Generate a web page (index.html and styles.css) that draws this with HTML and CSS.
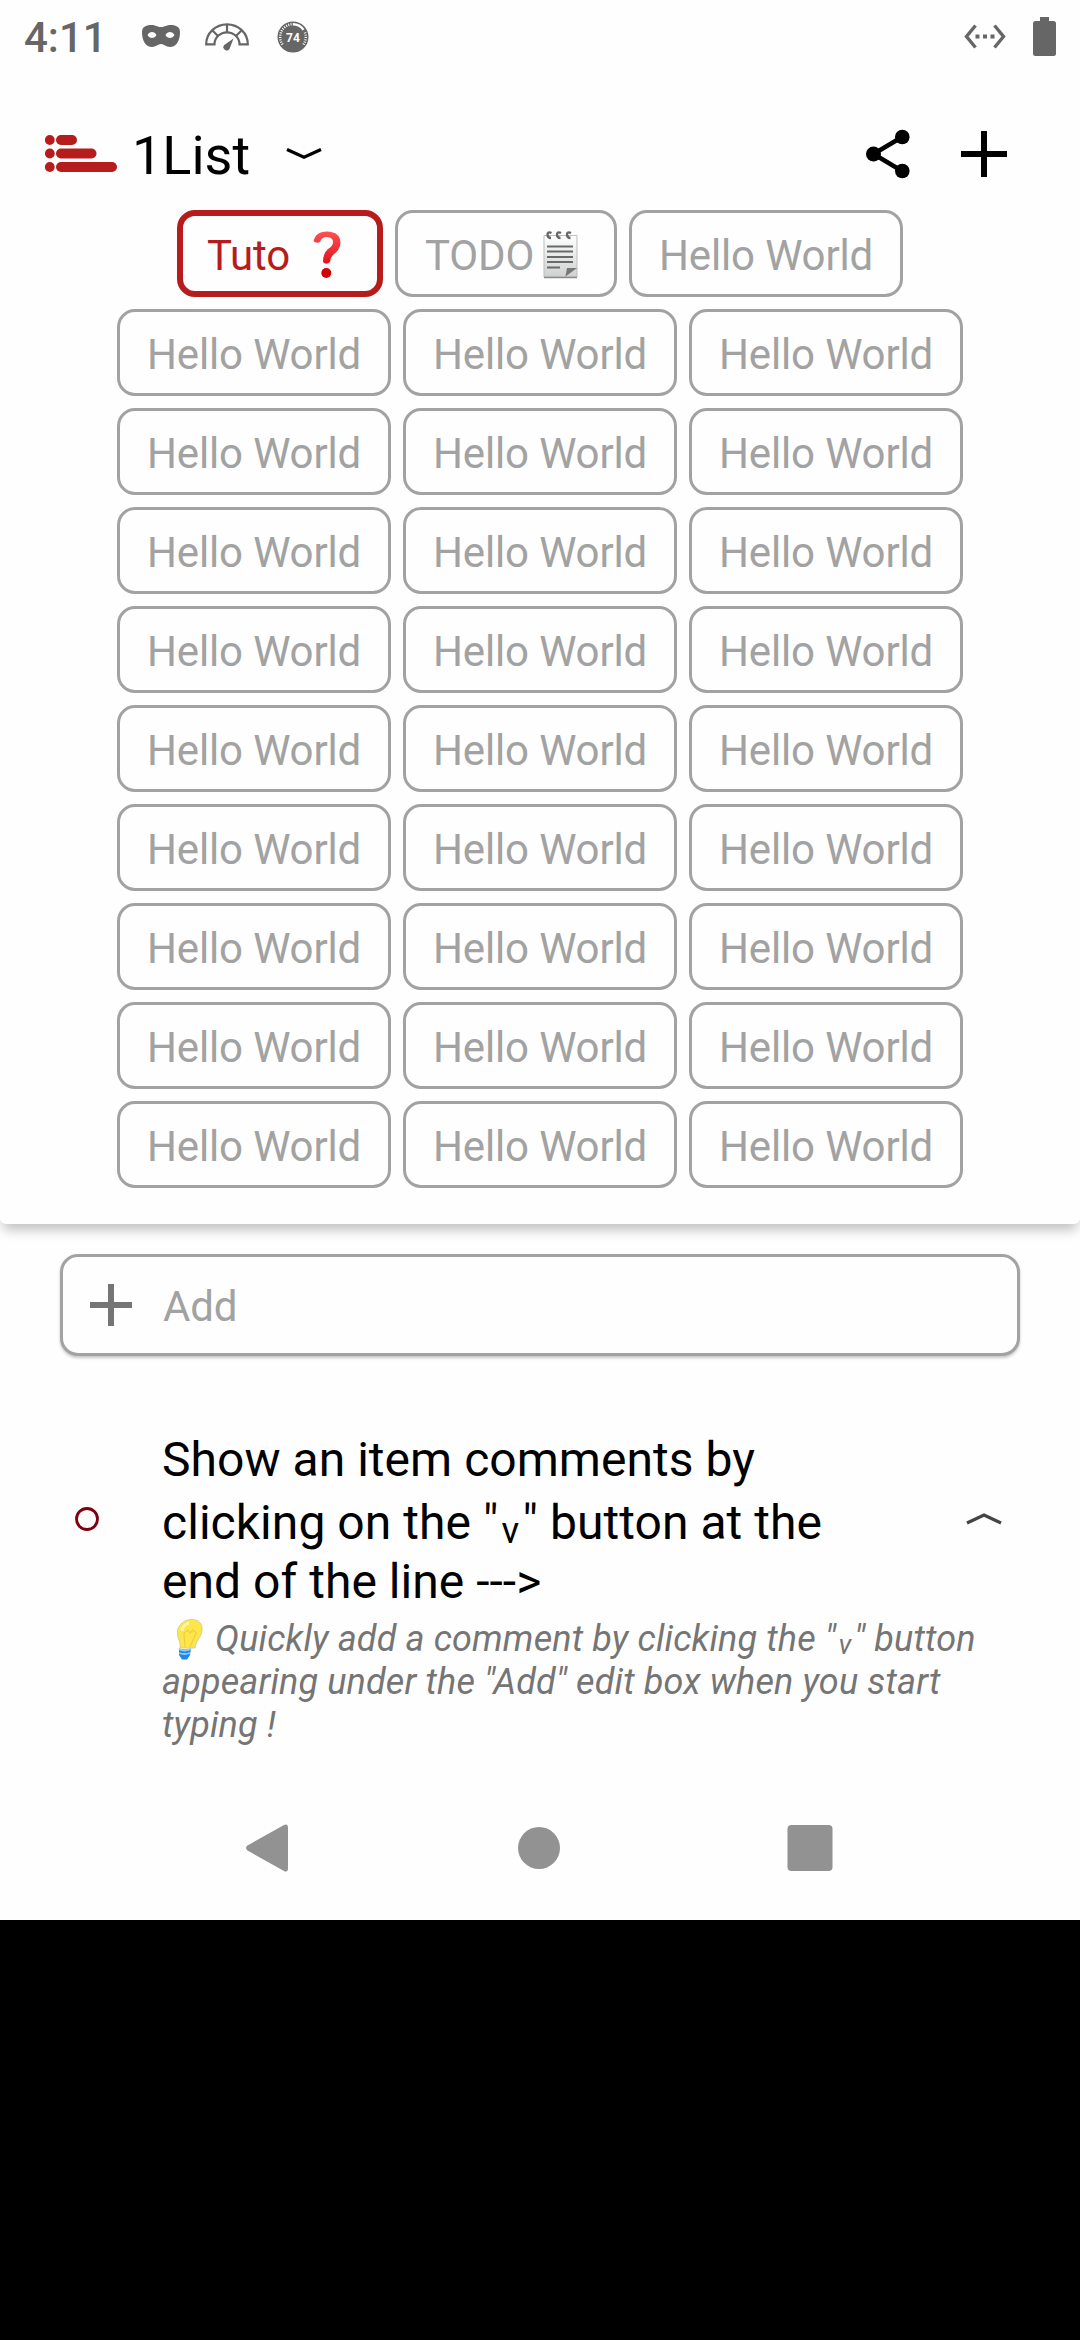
FILE: index.html
```html
<!DOCTYPE html>
<html lang="en">
<head>
<meta charset="utf-8">
<title>1List</title>
<link rel="stylesheet" href="styles.css">
</head>
<body>
<div class="screen">
  <div class="status">
    <span class="clock">4:11</span>
    <svg class="mask" width="38" height="22" viewBox="0 0 38 22"><path fill="#666" fill-rule="evenodd" d="M0 7C0 2 4 0 9 0c5 0 6 2 10 2s5-2 10-2c5 0 9 2 9 7 0 9-4 15-10 15-4 0-6-3-9-3s-5 3-9 3C4 22 0 16 0 7ZM5.500 10c2 4 7 4 9 0-2-4-7-4-9 0Zm18 0c2 4 7 4 9 0-2-4-7-4-9 0Z"/></svg>
    <svg class="gauge" width="44" height="28" viewBox="0 0 44 28"><g fill="none" stroke="#666" stroke-width="2.200"><path d="M1.200 21.300A20.800 20 0 0 1 42.800 21.300H34.500A12.500 12 0 0 0 9.500 21.300Z"/><path d="M22 1v9M7.500 7.500l6 6M36.500 7.500l-6 6"/></g><path fill="#666" d="M28.500 15.500 24.500 26a3.300 3.300 0 1 1-5.300-4Z"/></svg>
    <svg class="level" width="32" height="32" viewBox="0 0 32 32"><circle cx="16" cy="16" r="15.500" fill="#666"/><path d="M5.600 23.500A12.800 12.800 0 0 1 16 3.200M26.400 23.500a12.800 12.800 0 0 0 1.500-12" fill="none" stroke="#fff" stroke-width="2.400" stroke-dasharray="1 1.300"/><path d="M16 3.200a12.800 12.800 0 0 1 10.500 5.600" fill="none" stroke="#fff" stroke-width="2.400"/><text x="16" y="20.500" text-anchor="middle" class="level-text">74</text></svg>
    <span class="grow"></span>
    <svg class="net" width="42" height="26" viewBox="0 0 42 26"><path d="M11.500 1.500 2.500 12.500l9 11M30.500 1.500l9 11-9 11" fill="none" stroke="#666" stroke-width="3.400"/><path fill="#666" d="M11.500 10.500h4v4h-4zM19 10.500h4v4h-4zM26.500 10.500h4v4h-4z"/></svg>
    <svg width="23" height="39" viewBox="0 0 23 39"><path fill="#666" d="M7 0h9v4h4.500Q23 4 23 6.500v30Q23 39 20.500 39h-18Q0 39 0 36.500v-30Q0 4 2.500 4H7Z"/></svg>
  </div>

  <header class="panel">
    <div class="title-row">
      <svg width="72" height="38" viewBox="0 0 72 38" fill="#b71c1c"><circle cx="4.800" cy="5" r="4.900"/><circle cx="4.800" cy="18.500" r="4.900"/><circle cx="4.800" cy="32" r="4.900"/><rect x="11" width="21" height="10" rx="5"/><rect x="11" y="13.500" width="40.500" height="10" rx="5"/><rect x="11" y="27" width="61" height="10" rx="5"/></svg>
      <h1>1List</h1>
      <svg class="chevron" width="36" height="14" viewBox="0 0 36 14"><path d="M1 2.500 18 10.300 35 2.500" fill="none" stroke="#000" stroke-width="3.200"/></svg>
      <span class="grow"></span>
      <svg class="share" width="44" height="50" viewBox="0 0 44 50"><path d="M36 8 7.500 25 36 42" fill="none" stroke="#000" stroke-width="4.500"/><circle cx="7.500" cy="25" r="7.500"/><circle cx="36.300" cy="8" r="7.300"/><circle cx="36.300" cy="42" r="7.300"/></svg>
      <svg width="46" height="46" viewBox="0 0 46 46"><path d="M20 0h6v20h20v6H26v20h-6V26H0v-6h20Z"/></svg>
    </div>
    <nav class="chips">
      <div class="chip-row">
        <div class="chip active">Tuto <svg class="question" width="28" height="48" viewBox="0 0 28 48"><defs><linearGradient id="red" x2="0" y2="1"><stop stop-color="#ff5252"/><stop offset="1" stop-color="#e0141c"/></linearGradient></defs><path d="M.500 11Q2 .500 14 .500 27.500 1 27.500 12 27 19 20 24q-3 3-3 7-4 3.500-7 0 0-9 5-13 5-3 5-7 0-4.500-6-5-5.500 0-7 5-4 2-6.500-1Z" fill="url(#red)"/><circle cx="13.300" cy="42" r="5" fill="#d50000"/></svg></div>
        <div class="chip todo">TODO<svg class="note" width="36" height="48" viewBox="0 0 36 48"><defs><linearGradient id="paper" x2="0" y2="1"><stop stop-color="#fff"/><stop offset="1" stop-color="#cfd1d1"/></linearGradient></defs><path d="M1 4.500h33V46H1Z" fill="url(#paper)" stroke="#bdbfbf"/><path d="M1 46.500h33" stroke="#8b8d8d" stroke-width="1.500"/><path d="M34 37H24l-1.500 8.500Z" fill="#777"/><path d="M4 15.500h26M4 20.500h26M4 26h26M4 31h26M4 36.500h13" stroke="#666b69" stroke-width="2"/><path d="M8.500 2q-4-2-4 2 .500 3 3.500 3M18 2q-4-2-4 2 .500 3 3.500 3M28 2q-4-2-4 2 .500 3 3.500 3" fill="none" stroke="#666" stroke-width="2.400"/></svg></div>
        <div class="chip">Hello World</div>
      </div>
      <div class="chip-row"><div class="chip">Hello World</div><div class="chip">Hello World</div><div class="chip">Hello World</div></div>
      <div class="chip-row"><div class="chip">Hello World</div><div class="chip">Hello World</div><div class="chip">Hello World</div></div>
      <div class="chip-row"><div class="chip">Hello World</div><div class="chip">Hello World</div><div class="chip">Hello World</div></div>
      <div class="chip-row"><div class="chip">Hello World</div><div class="chip">Hello World</div><div class="chip">Hello World</div></div>
      <div class="chip-row"><div class="chip">Hello World</div><div class="chip">Hello World</div><div class="chip">Hello World</div></div>
      <div class="chip-row"><div class="chip">Hello World</div><div class="chip">Hello World</div><div class="chip">Hello World</div></div>
      <div class="chip-row"><div class="chip">Hello World</div><div class="chip">Hello World</div><div class="chip">Hello World</div></div>
      <div class="chip-row"><div class="chip">Hello World</div><div class="chip">Hello World</div><div class="chip">Hello World</div></div>
      <div class="chip-row"><div class="chip">Hello World</div><div class="chip">Hello World</div><div class="chip">Hello World</div></div>
    </nav>
  </header>

  <div class="add-box">
    <svg width="42" height="42" viewBox="0 0 42 42"><path fill="#757575" d="M18 0h6v18h18v6H24v18h-6V24H0v-6h18Z"/></svg>
    <span>Add</span>
  </div>

  <article class="item">
    <div class="item-main">
      <svg width="24" height="24" viewBox="0 0 24 24"><circle cx="12" cy="12" r="10.500" fill="none" stroke="#80000f" stroke-width="2.800"/></svg>
      <div class="item-text">
        <div class="line one">Show an item comments by</div>
        <div class="line two">clicking on the "<span class="vee">v</span>" button at the</div>
        <div class="line three">end of the line ---&gt;</div>
      </div>
      <svg class="up" width="36" height="14" viewBox="0 0 36 14"><path d="M1 11 18 3 35 11" fill="none" stroke="#444" stroke-width="3.200"/></svg>
    </div>
    <div class="comment">
      <div class="cline first"><svg class="bulb" width="26" height="41" viewBox="0 0 26 41"><path d="M15 .500C22 .500 26 5 25 12c-1 7-6 9-7 17H3C4 21-.500 19 .500 12 1.500 5 8 .500 15 .500Z" fill="#fde64b" stroke="#d9cf8b"/><path d="M5 12q1-6 7-8" stroke="#fff59d" stroke-width="3" fill="none"/><path d="M8 28 7 14l4-3 2 3 3-3 3 3-6 14" fill="none" stroke="#f2cd3c" stroke-width="1.200"/><path d="M2 29.500q5 2 12 0l-1 6.500-3 4.500H5L2 36Z" fill="#1e88e5"/><path d="M2 30q5 3 12 0M2 34q5 2 11 0" stroke="#90caf9" stroke-width="1.800" fill="none"/></svg><span class="quick">Quickly add a comment by clicking the "<span class="vee">v</span>" button</span></div>
      <div class="cline">appearing under the "Add" edit box when you start</div>
      <div class="cline">typing !</div>
    </div>
  </article>

  <div class="navbar">
    <svg width="48" height="48" viewBox="0 0 48 48"><path fill="#929292" d="M4.500 21.500 41 1q4-2 4 3v40q0 5-4 3L4.500 26.500q-3-2.500 0-5Z"/></svg>
    <svg width="48" height="48" viewBox="0 0 48 48"><circle cx="24" cy="24" r="21" fill="#929292"/></svg>
    <svg width="48" height="48" viewBox="0 0 48 48"><rect x="1.500" y="1" width="45" height="46" rx="4" fill="#929292"/></svg>
  </div>
</div>
</body>
</html>
```
FILE: styles.css
```css
* { box-sizing: border-box; }
body {
  margin: 0;
  background: #000;
  font-family: Roboto, "Liberation Sans", sans-serif;
}
svg { display: block; flex: none; }
.screen {
  width: 1080px;
  height: 1920px;
  background: #fefefe;
  display: flex;
  flex-direction: column;
  overflow: hidden;
}
.grow { flex: 1; }

.status {
  height: 72px;
  flex: none;
  display: flex;
  align-items: center;
  padding: 0 24px;
  color: #666;
}
.clock {
  width: 118px;
  font-size: 42px;
  font-weight: 500;
  line-height: 50px;
  padding-top: 3px;
}
.gauge { margin: 2px 28px 0 25px; }
.level { margin-top: 1px; }
.level-text { font: 700 12px Roboto, sans-serif; fill: #fff; }
.net { margin-right: 27px; margin-top: 1px; }

.panel {
  height: 1152px;
  flex: none;
  background: #fefefe;
  border-radius: 6px;
  box-shadow: 0 9px 12px -3px rgba(0, 0, 0, .24);
}
.title-row {
  height: 138px;
  display: flex;
  align-items: center;
  padding: 25px 73px 0 45px;
}
h1 {
  margin: 0 0 0 15px;
  width: 154px;
  font-size: 54px;
  font-weight: 400;
  line-height: 64px;
  padding-top: 4px;
}
.share { margin-right: 51px; }
.chips { display: flex; flex-direction: column; gap: 12px; }
.chip-row { display: flex; justify-content: center; gap: 12px; }
.chip {
  width: 274px;
  height: 87px;
  border: 3px solid #a2a2a2;
  border-radius: 18px;
  display: flex;
  align-items: center;
  padding: 5px 0 0 27px;
  font-size: 42px;
  line-height: 50px;
  letter-spacing: -.15px;
  color: #a2a2a2;
  white-space: nowrap;
}
.chip.active {
  width: 206px;
  padding-left: 24px;
  border: 6px solid #b71c1c;
  color: #b71c1c;
}
.chip.todo { width: 222px; }
.question { margin: 0 0 3px 23px; }
.note { margin: 0 0 3px 9px; }

.add-box {
  flex: none;
  width: 960px;
  height: 102px;
  margin: 30px 60px 0;
  border: 3px solid #a2a2a2;
  border-radius: 18px;
  background: #fefefe;
  box-shadow: 0 2px 3px rgba(0, 0, 0, .22);
  display: flex;
  align-items: center;
  gap: 31px;
  padding-left: 27px;
  color: #a2a2a2;
  font-size: 42px;
  line-height: 50px;
}
.add-box span { padding-top: 3px; letter-spacing: -.15px; }

.item { flex: none; height: 420px; padding-top: 73px; }
.item-main { display: flex; align-items: center; padding: 0 0 0 75px; height: 180px; }
.item-text {
  width: 867px;
  flex: none;
  padding: 4px 0 0 63px;
  font-size: 48px;
  letter-spacing: .04px;
  white-space: nowrap;
  color: #000;
}
.line { height: 60px; line-height: 60px; }
.line.two { height: 62px; line-height: 66px; }
.vee {
  font-size: .76em;
  line-height: 0;
  margin: 0 .09em;
  vertical-align: -.1em;
}
.comment { padding: 9px 0 0 162px; font-size: 36px; letter-spacing: .14px; font-style: italic; color: #757575; white-space: nowrap; }
.cline { height: 43px; line-height: 43px; }
.first { display: flex; }
.bulb { margin: 1px 12px 0 15px; }

.navbar {
  flex: none;
  height: 144px;
  display: flex;
  align-items: center;
  justify-content: space-between;
  padding: 0 246px 0 243px;
}
```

### INSTRUCTIONS TO FOLLOW
Search the data for "index". Copy every line that has it.

### EXPECTED ANSWER
Generate a web page (index.html and styles.css) that draws this with HTML and CSS.
FILE: index.html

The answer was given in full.